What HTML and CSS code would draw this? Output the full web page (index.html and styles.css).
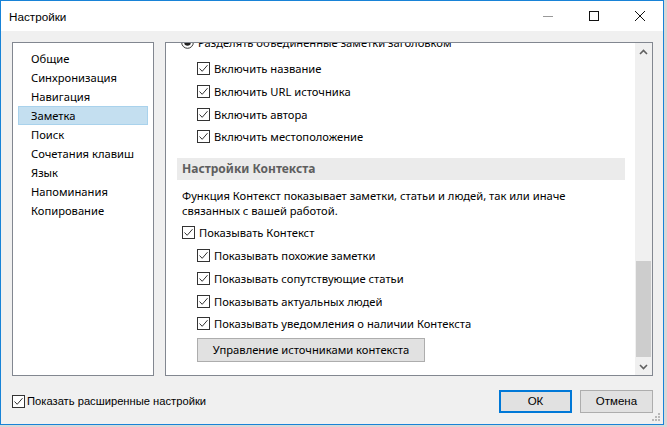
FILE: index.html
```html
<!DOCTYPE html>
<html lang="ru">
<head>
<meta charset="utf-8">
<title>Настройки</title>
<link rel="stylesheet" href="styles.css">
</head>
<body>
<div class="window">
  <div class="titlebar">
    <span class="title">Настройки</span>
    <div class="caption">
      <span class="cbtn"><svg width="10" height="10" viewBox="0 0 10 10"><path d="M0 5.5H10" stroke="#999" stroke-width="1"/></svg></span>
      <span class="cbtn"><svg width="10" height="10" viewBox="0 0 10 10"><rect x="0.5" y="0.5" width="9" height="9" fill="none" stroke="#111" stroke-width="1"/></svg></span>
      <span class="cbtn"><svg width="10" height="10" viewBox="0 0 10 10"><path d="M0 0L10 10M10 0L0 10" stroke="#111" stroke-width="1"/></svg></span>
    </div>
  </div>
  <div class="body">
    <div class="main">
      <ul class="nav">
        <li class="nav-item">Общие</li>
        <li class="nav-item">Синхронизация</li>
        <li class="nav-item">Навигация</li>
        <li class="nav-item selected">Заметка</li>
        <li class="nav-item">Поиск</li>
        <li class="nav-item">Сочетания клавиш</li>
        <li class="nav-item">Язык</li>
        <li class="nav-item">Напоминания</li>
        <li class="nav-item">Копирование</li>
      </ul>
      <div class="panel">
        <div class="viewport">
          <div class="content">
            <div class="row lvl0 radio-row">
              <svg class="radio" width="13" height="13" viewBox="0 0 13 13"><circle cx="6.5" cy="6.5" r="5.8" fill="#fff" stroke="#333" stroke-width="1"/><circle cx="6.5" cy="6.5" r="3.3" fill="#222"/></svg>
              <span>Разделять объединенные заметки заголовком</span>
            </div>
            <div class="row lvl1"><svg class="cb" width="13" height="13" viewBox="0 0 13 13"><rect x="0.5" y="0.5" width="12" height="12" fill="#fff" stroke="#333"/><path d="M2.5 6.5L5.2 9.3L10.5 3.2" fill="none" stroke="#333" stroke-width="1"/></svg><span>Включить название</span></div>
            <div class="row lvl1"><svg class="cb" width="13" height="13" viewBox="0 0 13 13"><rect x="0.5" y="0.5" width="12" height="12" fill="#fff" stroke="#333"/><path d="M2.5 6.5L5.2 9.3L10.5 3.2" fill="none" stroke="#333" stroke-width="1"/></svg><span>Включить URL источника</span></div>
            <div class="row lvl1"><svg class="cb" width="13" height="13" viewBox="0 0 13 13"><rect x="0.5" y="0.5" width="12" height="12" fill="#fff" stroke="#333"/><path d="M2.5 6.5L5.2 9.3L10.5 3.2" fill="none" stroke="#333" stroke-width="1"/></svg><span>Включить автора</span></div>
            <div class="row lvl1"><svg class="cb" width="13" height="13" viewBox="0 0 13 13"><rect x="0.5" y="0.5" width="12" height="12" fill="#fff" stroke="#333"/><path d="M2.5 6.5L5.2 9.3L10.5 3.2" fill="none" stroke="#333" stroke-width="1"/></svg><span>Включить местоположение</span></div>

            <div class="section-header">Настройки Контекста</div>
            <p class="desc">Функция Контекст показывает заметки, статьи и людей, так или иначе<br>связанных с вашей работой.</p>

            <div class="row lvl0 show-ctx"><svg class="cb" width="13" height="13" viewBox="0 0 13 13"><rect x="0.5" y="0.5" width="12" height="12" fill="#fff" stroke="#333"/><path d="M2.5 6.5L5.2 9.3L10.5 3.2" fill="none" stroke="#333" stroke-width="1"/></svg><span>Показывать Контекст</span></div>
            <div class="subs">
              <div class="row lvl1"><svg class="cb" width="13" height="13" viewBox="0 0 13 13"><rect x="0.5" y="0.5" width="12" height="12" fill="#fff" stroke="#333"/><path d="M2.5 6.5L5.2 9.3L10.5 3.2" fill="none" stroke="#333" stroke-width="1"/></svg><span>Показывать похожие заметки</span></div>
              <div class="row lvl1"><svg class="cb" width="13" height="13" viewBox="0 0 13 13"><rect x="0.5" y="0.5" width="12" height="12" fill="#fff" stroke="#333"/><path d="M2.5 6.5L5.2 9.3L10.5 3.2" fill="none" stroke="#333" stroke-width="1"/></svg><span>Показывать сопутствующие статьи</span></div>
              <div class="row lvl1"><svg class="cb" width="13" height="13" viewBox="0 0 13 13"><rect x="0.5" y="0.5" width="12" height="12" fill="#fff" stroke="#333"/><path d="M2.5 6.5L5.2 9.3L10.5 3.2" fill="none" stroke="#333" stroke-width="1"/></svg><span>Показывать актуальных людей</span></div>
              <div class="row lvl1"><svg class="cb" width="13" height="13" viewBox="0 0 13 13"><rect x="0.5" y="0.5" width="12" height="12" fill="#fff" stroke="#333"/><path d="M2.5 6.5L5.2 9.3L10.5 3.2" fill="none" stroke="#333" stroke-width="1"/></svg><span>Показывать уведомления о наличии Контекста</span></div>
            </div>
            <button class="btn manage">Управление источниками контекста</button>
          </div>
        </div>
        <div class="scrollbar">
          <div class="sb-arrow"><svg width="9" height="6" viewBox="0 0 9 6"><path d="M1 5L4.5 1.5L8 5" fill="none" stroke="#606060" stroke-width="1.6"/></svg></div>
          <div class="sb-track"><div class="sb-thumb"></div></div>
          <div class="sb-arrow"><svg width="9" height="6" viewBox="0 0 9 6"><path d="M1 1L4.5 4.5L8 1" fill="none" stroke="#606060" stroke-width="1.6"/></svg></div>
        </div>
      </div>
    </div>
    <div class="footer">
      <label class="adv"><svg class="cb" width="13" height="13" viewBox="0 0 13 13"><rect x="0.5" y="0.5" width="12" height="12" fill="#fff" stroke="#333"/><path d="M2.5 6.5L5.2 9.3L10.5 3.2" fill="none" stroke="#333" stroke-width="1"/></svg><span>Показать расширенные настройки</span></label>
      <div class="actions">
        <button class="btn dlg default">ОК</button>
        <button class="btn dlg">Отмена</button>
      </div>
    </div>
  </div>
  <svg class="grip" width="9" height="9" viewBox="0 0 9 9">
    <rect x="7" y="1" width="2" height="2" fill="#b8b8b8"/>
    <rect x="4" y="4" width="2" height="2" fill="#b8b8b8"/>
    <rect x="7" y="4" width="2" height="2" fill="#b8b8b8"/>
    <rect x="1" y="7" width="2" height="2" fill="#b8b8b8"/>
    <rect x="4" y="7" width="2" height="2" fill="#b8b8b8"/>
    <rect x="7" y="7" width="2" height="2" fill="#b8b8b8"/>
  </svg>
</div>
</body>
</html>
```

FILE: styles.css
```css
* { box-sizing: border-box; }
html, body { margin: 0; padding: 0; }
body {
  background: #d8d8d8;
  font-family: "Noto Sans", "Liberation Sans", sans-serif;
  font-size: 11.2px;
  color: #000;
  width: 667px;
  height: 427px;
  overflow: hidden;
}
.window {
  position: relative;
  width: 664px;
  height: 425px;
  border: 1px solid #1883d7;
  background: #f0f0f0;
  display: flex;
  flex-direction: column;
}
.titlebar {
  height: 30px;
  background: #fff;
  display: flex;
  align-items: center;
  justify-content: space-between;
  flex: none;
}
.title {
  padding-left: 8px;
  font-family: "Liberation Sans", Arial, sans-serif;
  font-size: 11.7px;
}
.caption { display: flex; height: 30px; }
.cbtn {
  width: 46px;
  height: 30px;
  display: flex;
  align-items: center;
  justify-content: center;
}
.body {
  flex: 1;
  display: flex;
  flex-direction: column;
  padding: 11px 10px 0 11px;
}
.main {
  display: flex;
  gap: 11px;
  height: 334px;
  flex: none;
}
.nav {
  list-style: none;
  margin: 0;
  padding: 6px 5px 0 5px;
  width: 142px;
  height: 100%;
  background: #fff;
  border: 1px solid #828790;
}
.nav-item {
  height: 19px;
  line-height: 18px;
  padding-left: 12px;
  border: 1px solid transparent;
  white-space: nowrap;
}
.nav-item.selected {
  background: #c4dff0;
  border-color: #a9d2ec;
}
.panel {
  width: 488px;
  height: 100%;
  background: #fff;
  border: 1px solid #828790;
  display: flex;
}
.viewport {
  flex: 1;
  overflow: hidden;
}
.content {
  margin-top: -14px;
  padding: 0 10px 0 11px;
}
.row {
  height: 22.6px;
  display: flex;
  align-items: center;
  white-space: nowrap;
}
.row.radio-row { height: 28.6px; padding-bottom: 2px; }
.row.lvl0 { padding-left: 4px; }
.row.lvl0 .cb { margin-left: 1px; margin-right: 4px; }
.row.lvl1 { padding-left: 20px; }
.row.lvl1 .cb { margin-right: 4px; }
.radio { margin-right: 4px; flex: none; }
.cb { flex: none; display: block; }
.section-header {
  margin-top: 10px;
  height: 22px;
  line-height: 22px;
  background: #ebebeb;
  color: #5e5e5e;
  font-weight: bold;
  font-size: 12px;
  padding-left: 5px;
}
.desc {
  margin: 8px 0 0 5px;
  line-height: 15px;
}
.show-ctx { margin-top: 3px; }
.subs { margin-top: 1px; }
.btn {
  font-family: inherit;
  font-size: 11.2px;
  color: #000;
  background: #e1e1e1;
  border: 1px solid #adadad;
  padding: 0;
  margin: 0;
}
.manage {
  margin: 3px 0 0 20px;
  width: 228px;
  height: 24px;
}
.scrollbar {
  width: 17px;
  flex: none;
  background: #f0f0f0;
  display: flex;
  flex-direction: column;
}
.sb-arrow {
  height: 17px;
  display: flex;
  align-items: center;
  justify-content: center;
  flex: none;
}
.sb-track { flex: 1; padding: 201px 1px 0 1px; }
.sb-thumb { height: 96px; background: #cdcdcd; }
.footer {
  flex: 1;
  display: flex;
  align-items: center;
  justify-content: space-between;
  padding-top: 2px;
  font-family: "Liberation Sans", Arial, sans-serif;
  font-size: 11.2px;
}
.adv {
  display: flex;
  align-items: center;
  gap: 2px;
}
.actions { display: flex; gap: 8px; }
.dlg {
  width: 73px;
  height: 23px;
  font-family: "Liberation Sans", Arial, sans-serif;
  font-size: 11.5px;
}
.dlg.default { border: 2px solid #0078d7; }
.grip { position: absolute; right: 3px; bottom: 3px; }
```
━━━━━━
AIM: Go through the listing above and return every line where the word "styles" occurs.

RESULT FOR THIS TASK:
What HTML and CSS code would draw this? Output the full web page (index.html and styles.css).
<link rel="stylesheet" href="styles.css">
FILE: styles.css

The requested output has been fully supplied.